2020-08-31

At 2am on the 31st, we have reached the end of “the summer” and I have loosely defined it academically for many years now (school starts early in September, but never in August in my experience — I moved in at my Oxford college on September 23rd) and I feel better than OK about how the summer devoted to advancing the dissertation went. I had adopted for myself the rough metric that I wanted to have a draft of every chapter ready for Professor Vipond by the end of August. As it stands, he has the first four chapters, I have hand-edited the fifth and am preparing to review the relevant interview reports, and then I need to do the same for chapter 6 and finally do a language edit of the conclusion. The existing draft is already solid. Nobody would know to miss some of the specific empirical details I am pulling back in from the interviews in these drafts, and Professor Vipond already thinks the review of the literature is more than adequate in scope and depth. What I’m mostly doing in this round of edits is spotting everything which would singe the eye of a highly experienced reviewer, as it saves a lot of time across the whole project to anticipate and avoid a correction rather than be informed of the need for one and comply.

Four central chapters

I have discussed my introductory chapter with my supervisor, received comments, and incorporated them. Tomorrow, we are meeting about my literature review chapter.
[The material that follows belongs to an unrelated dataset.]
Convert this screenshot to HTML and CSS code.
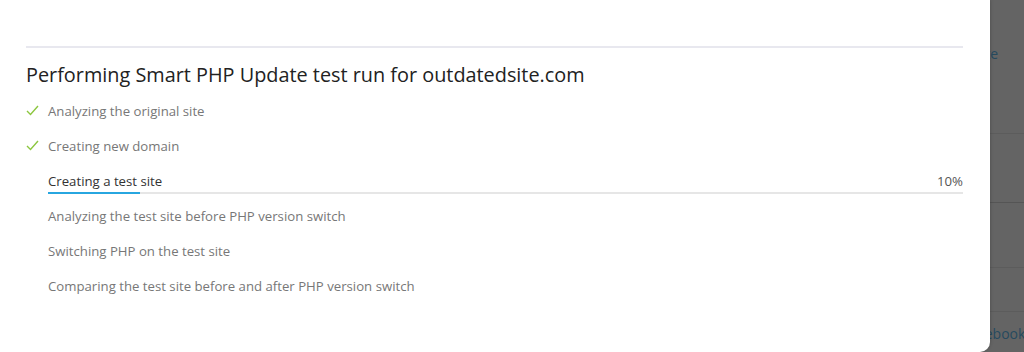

At the same time, I am working on reading through blocks of my tag-sorted interview reports corresponding to the four central chapters of the dissertation:

  • Political opportunities — including the history of the fossil fuel divestment movement, the role of 350.org and the Canadian Youth Climate Coalition (CYCC) as brokers, and the way the movement has developed in Canada
  • Mobilizing structures — how campaigns organized themselves and made decisions, support from brokers and within universities, and the structure of efforts to resist divestment
  • Repertoires — what divestment campaigns actually did, including the enemy naming and story of self strategies, the spectrum from cooperative to contentious tactics, and the split between ‘outside game’ mass mobilization and ‘inside game’ negotiations with the administration. Also, the actions of divestment opponents and non-divestment actions taken by target universities
  • Framing — The worldview underlying fossil fuel divestment activism, particularly the strategic implications of intersectionality

I need to get all these drafts done ASAP so my committee members will have a chance to look at them before ordinary work resumes in September.

“Buy once, cry once”

The protagonist of a YouTube channel about blacksmithing which I have been watching used the aphorism “Buy once, cry once” as a rhetorical justification for buying high-quality tools. If you buy the right thing the first time, you cry once at the expense. By contrast, if you buy an inferior alternative you will cry the first time not getting what you want, cry every time you use the inferior item, and then cry when you cave and buy what you should have initially.

It seems like a reasonable mark of distinction to apply to products which truly serve their function admirably and seem capable of indefinite high-utility use.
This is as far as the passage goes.